Assume that $\{B_t \}_{t \geq 0}$ is Wiener Process. Show that $E|B_t - B_s|^4 = 3|t-s|^2$.
I managed to show this without absolute value using Moment-generating function of normal distribution, so I have just $E(B_t - B_s)^4 = 3(t-s)^2$ and I don't know how to get this result from it.
It is not true in general that $|B_t - B_s|^4 = (B_t - B_s)^4$.
If you have a one-dimensional Wiener process, this will indeed be the case and you are done. But, then you might be wondering? Why do we write absolute values? That happens if you are dealing with $n$-dimensional Wiener processes. It is not too hard to derive the result for an $n$-dimensional Wiener process, but it doesn't hurt if you see it once.

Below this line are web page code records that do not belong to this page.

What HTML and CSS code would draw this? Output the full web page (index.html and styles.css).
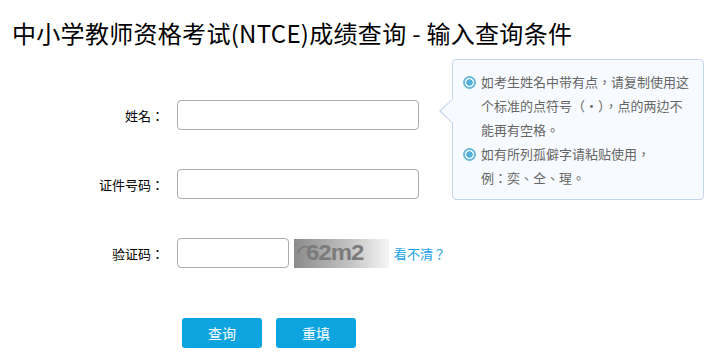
FILE: index.html
```html
<!DOCTYPE html>
<html lang="zh-CN">
<head>
    <meta charset="UTF-8">
    <title>NTCE成绩查询</title>
    <link rel="stylesheet" href="styles.css">
</head>
<body>
    <h1 class="page-title">中小学教师资格考试(NTCE)成绩查询 - 输入查询条件</h1>

    <form class="query-form">
        <div class="form-row">
            <label class="form-label">姓名：</label>
            <input class="form-input" type="text">

            <!-- 姓名提示 -->
            <div class="tip-box">
                <ul class="tip-list">
                    <li>如考生姓名中带有点，请复制使用这个标准的点符号（·），点的两边不能再有空格。</li>
                    <li>如有所列孤僻字请粘贴使用，<br>例：奕、仝、瑆。</li>
                </ul>
            </div>
        </div>

        <div class="form-row">
            <label class="form-label">证件号码：</label>
            <input class="form-input" type="text">
        </div>

        <div class="form-row">
            <label class="form-label">验证码：</label>
            <input class="form-input form-input-short" type="text">
            <div class="captcha">
                <svg class="captcha-curl" width="14" height="12" viewBox="0 0 14 12">
                    <path d="M1 10 C3 4 8 2 13 5" fill="none" stroke="#7a7a7a" stroke-width="1.6"/>
                </svg>
                <span class="captcha-text">62m2</span>
            </div>
            <a class="captcha-link" href="#">看不清？</a>
        </div>

        <div class="form-actions">
            <button class="btn" type="button">查询</button>
            <button class="btn" type="reset">重填</button>
        </div>
    </form>
</body>
</html>
```

FILE: styles.css
```css
body {
    margin: 0;
    font-family: "Noto Sans CJK SC", "Liberation Sans", sans-serif;
    color: #222;
    background: #fff;
}

.page-title {
    margin: 16px 0 0 12px;
    font-size: 24px;
    line-height: 34px;
    font-weight: normal;
    letter-spacing: 0.3px;
    color: #000;
}

.query-form {
    margin-top: 50px;
}

/* 全角标点居中 */
.form-label,
.captcha-link,
.tip-list {
    font-family: "Noto Sans CJK TC", "Noto Sans CJK SC", sans-serif;
    font-feature-settings: "locl" 0;
}

.form-row {
    position: relative;
    display: flex;
    align-items: center;
    height: 30px;
    margin-bottom: 39px;
}

.form-label {
    width: 164px;
    margin-right: 13px;
    text-align: right;
    font-size: 13px;
    color: #000;
}

.form-input {
    box-sizing: border-box;
    width: 242px;
    height: 30px;
    border: 1px solid #aaa;
    border-radius: 4px;
    padding: 0 8px;
    font-size: 13px;
}

.form-input-short {
    width: 112px;
}

.captcha {
    position: relative;
    box-sizing: border-box;
    width: 95px;
    height: 29px;
    margin-left: 5px;
    padding-left: 12px;
    background: linear-gradient(to right, #8b8b8b, #c4c4c4 60%, #f6f6f6);
    display: flex;
    align-items: center;
}

.captcha-curl {
    position: absolute;
    left: 3px;
    top: 4px;
}

.captcha-text {
    font-family: "Liberation Sans", sans-serif;
    font-weight: bold;
    font-size: 24px;
    letter-spacing: -1px;
    color: #7b7b7b;
    transform: scaleY(0.9);
}

.captcha-link {
    margin-left: 5px;
    font-size: 13px;
    color: #1a9fe6;
    text-decoration: none;
}

/* 提示框 */
.tip-box {
    position: absolute;
    left: 452px;
    top: -41px;
    box-sizing: border-box;
    width: 252px;
    height: 141px;
    padding: 10px 12px 10px 0;
    background: #f7fbff;
    border: 1px solid #c6d5ee;
    border-radius: 4px;
}

.tip-box::before,
.tip-box::after {
    content: "";
    position: absolute;
    top: 38px;
    width: 0;
    height: 0;
    border-style: solid;
}

.tip-box::before {
    left: -14px;
    border-width: 13px 14px 13px 0;
    border-color: transparent #c6d5ee transparent transparent;
}

.tip-box::after {
    left: -12px;
    border-width: 13px 13px 13px 0;
    border-color: transparent #f7fbff transparent transparent;
}

.tip-list {
    margin: 0;
    padding: 0;
    list-style: none;
    font-size: 13px;
    line-height: 24px;
    color: #666;
}

.tip-list li {
    position: relative;
    padding-left: 28px;
}

.tip-list li::before {
    content: "";
    position: absolute;
    left: 10px;
    top: 6px;
    box-sizing: border-box;
    width: 13px;
    height: 13px;
    border: 2px solid #68b9de;
    border-radius: 50%;
    background: radial-gradient(circle, #55afda 0 3px, #fff 3.5px);
}

.form-actions {
    display: flex;
    gap: 14px;
    padding-left: 182px;
    margin-top: 50px;
}

.btn {
    width: 80px;
    height: 30px;
    border: none;
    border-radius: 3px;
    background: #0ea4e0;
    color: #fff;
    font-family: inherit;
    font-size: 14px;
    cursor: pointer;
}
```
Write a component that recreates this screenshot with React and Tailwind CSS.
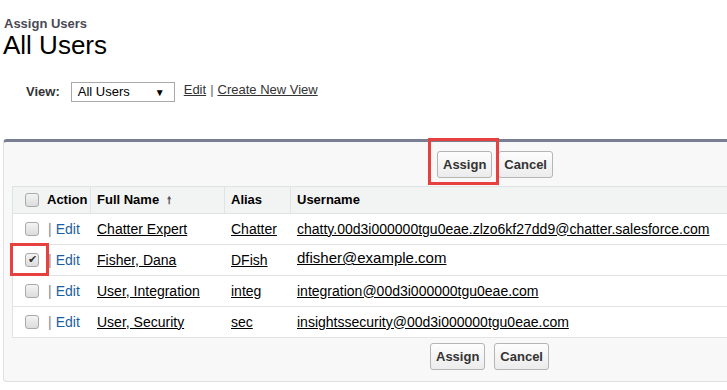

So, we have $$|B_t-B_s|^4 = \left(\sum_{i=1}^{n}(B_{ti} - B_{si})^2\right)^2.$$
You want to take the expectation, so you should note that per definition the $i$th component and the $j$th component are independent if $i\neq j$. Hence,
$$ E|B_t-B_s|^4 = \sum_{i=1}^{n}\sum_{j=1}^{n} E((B_{ti} - B_{si})^2(B_{tj} - B_{sj})^2) = \sum_{i=1}^{n} E((B_{ti} - B_{si})^4 + \sum_{i=1}^{n}\sum_{j=1,j\neq i}^{n} E(B_{ti} - B_{si})^2 E(B_{tj} - B_{sj})^2 = \\ n\cdot 3 (t-s)^2 + n(n-1)\cdot (t-s)\cdot(t-s) = \left(n^2 + 2n\right)\cdot(t-s)^2 $$